Mirror Sorcerer tool to magically make OpenSUSE mirror sources more magic-er

Primary LanguageRustMozilla Public License 2.0MPL-2.0

Mirror Magic tool to Magically make OpenSUSE Mirrors Magic-er

This tool will profile official instances of OpenSUSE mirrorcache to determine the fastest repositories for your system.

# sudo mirrorsorcerer
INFO ✨ Mirror Sorcerer ✨
INFO Profiling - mirrorcache.opensuse.org - 2001:67c:2178:8::16 - insufficient data
INFO Profiling - mirrorcache.opensuse.org - 195.135.221.140 - time=320.972483ms
INFO Profiling - mirrorcache-au.opensuse.org - 2400:8907::f03c:92ff:fe82:7bb - insufficient data
INFO Profiling - mirrorcache-au.opensuse.org - 172.105.167.90 - time=25.093516ms
INFO Profiling - mirrorcache-us.opensuse.org - 2a07:de40:401::65 - insufficient data
INFO Profiling - mirrorcache-us.opensuse.org - 91.193.113.65 - time=197.407333ms
INFO Selected - https://mirrorcache-au.opensuse.org/ - time=25.093516ms
INFO 🪄  updating repo repo-oss -> https://mirrorcache-au.opensuse.org/ports/aarch64/tumbleweed/repo/oss/
INFO 🪄  updating repo repo-debug -> https://mirrorcache-au.opensuse.org/ports/aarch64/debug/tumbleweed/repo/oss/
INFO 🪄  updating repo repo-source -> https://mirrorcache-au.opensuse.org/ports/aarch64/source/tumbleweed/repo/oss/
INFO 🪄  updating repo repo-update -> https://mirrorcache-au.opensuse.org/ports/aarch64/update/tumbleweed/
INFO 🔮 watching /etc/zypp/repos.d for changes ...
INFO 🪄  updating repo network:idm -> https://mirrorcache-au.opensuse.org/repositories/network:/idm/openSUSE_Tumbleweed

This will only update mirrors that are provided by OpenSUSE. Custom mirrors are not altered. If you add new repositories, they are dynamically updated.

What Users are Saying

  • "It [mirrorsorcerer] is miraculous ... I went from downloading from OpenSUSE and OBS at 1MiB/s to 10~20MiB/s"

Details

The primary way to use this will be to install it and allow it to run at boot

zypper in mirrorsorcerer
systemctl enable --now mirrorsorcerer

If you wish to define a custom mirror list that should be profiled instead:

# vim /etc/my_custom_mirrors.json
{
  "replaceable": [
    "https://download.opensuse.org"
  ],
  "mirrors": [
    "..."
  ]
}
  • mirrors - The list of mirrors in the "pool" that you want to profile and potentially select from.
  • replaceable - A list of mirrors that are "excluded" from the pool, but could be replaced with a pooled mirror.

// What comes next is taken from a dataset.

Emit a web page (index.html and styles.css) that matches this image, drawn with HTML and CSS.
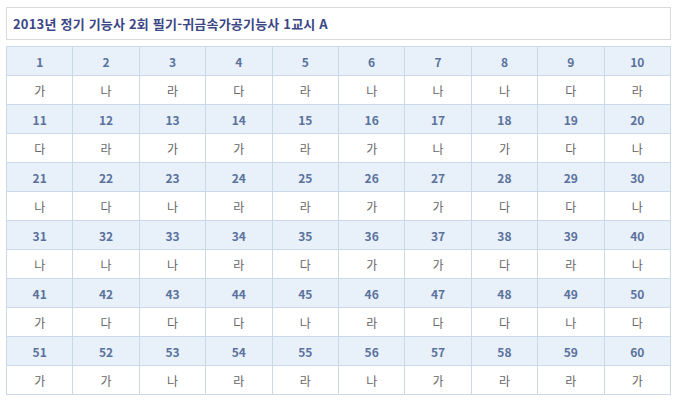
FILE: index.html
```html
<!DOCTYPE html>
<html lang="ko">
<head>
<meta charset="utf-8">
<link rel="stylesheet" href="styles.css">
</head>
<body>
<div class="page">
  <div class="title">2013년 정기 기능사 2회 필기-귀금속가공기능사 1교시 A</div>
  <table class="answers">
    <tr class="num"><td>1</td><td>2</td><td>3</td><td>4</td><td>5</td><td>6</td><td>7</td><td>8</td><td>9</td><td>10</td></tr>
    <tr class="ans"><td>가</td><td>나</td><td>라</td><td>다</td><td>라</td><td>나</td><td>나</td><td>나</td><td>다</td><td>라</td></tr>
    <tr class="num"><td>11</td><td>12</td><td>13</td><td>14</td><td>15</td><td>16</td><td>17</td><td>18</td><td>19</td><td>20</td></tr>
    <tr class="ans"><td>다</td><td>라</td><td>가</td><td>가</td><td>라</td><td>가</td><td>나</td><td>가</td><td>다</td><td>나</td></tr>
    <tr class="num"><td>21</td><td>22</td><td>23</td><td>24</td><td>25</td><td>26</td><td>27</td><td>28</td><td>29</td><td>30</td></tr>
    <tr class="ans"><td>나</td><td>다</td><td>나</td><td>라</td><td>라</td><td>가</td><td>가</td><td>다</td><td>다</td><td>나</td></tr>
    <tr class="num"><td>31</td><td>32</td><td>33</td><td>34</td><td>35</td><td>36</td><td>37</td><td>38</td><td>39</td><td>40</td></tr>
    <tr class="ans"><td>나</td><td>나</td><td>나</td><td>라</td><td>다</td><td>가</td><td>가</td><td>다</td><td>라</td><td>나</td></tr>
    <tr class="num"><td>41</td><td>42</td><td>43</td><td>44</td><td>45</td><td>46</td><td>47</td><td>48</td><td>49</td><td>50</td></tr>
    <tr class="ans"><td>가</td><td>다</td><td>다</td><td>다</td><td>나</td><td>라</td><td>다</td><td>다</td><td>나</td><td>다</td></tr>
    <tr class="num"><td>51</td><td>52</td><td>53</td><td>54</td><td>55</td><td>56</td><td>57</td><td>58</td><td>59</td><td>60</td></tr>
    <tr class="ans"><td>가</td><td>가</td><td>나</td><td>라</td><td>라</td><td>나</td><td>가</td><td>라</td><td>라</td><td>가</td></tr>
  </table>
</div>
</body>
</html>
```
FILE: styles.css
```css
html, body {
  margin: 0;
  padding: 0;
  background: #ffffff;
}
.page {
  padding: 7px 6px 0 6px;
  font-family: "Noto Sans CJK KR", "DejaVu Sans", sans-serif;
}
.title {
  box-sizing: border-box;
  height: 33px;
  border: 1px solid #d9d9d9;
  padding: 0 6px;
  line-height: 31px;
  font-size: 13px;
  font-weight: bold;
  letter-spacing: 0.2px;
  color: #3b4785;
  white-space: nowrap;
}
.answers {
  margin-top: 6px;
  width: 665px;
  border-collapse: collapse;
  table-layout: fixed;
}
.answers td {
  height: 28px;
  padding: 0;
  border: 1px solid #cbd8e8;
  text-align: center;
  vertical-align: middle;
  font-size: 12px;
}
.num td {
  background: #e8f0fa;
  color: #5a729c;
  font-weight: bold;
}
.ans td {
  background: #ffffff;
  color: #666666;
}
```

Then you can update the unit file with:

# systemctl edit mirrorsorcerer
[Service]
Environment=MIRROR_DEFS=/etc/my_custom_mirrors.json

To enable debug logging if you have an issue

# systemctl edit mirrorsorcerer
[Service]
Environment=RUST_LOG=debug

Limitations

Currently mirrorsorcerer only improves behaviour of official OpenSUSE mirrors. Third party mirrors are not supported.

Undoing the changes

Mirrorsorcerer is careful to make backups before making changes.

Repo files are copied to /etc/zypp/repos.d/*.msbak containing their original content. All customisations to zypp.conf are preserved when changing it. Original is backed up to /etc/zypp/zypp.conf.msbak

Why Mirrorsorcerer - Technical Details

To understand why mirrorsorcerer works, we need to examine what zypper does in a default install and how mirrorsorcerer alters that behaviour.

Repository Metadata

Zypper connects to a mirror and expects to be redirected. The "primary" redirection service is based in the EU. Two redirectors exist. download.opensuse.org (mirrorbrain) and mirrorcache.opensuse.org (mirrorcache). mirrorbrain will return metalink file, mirrorcache returns http redirects.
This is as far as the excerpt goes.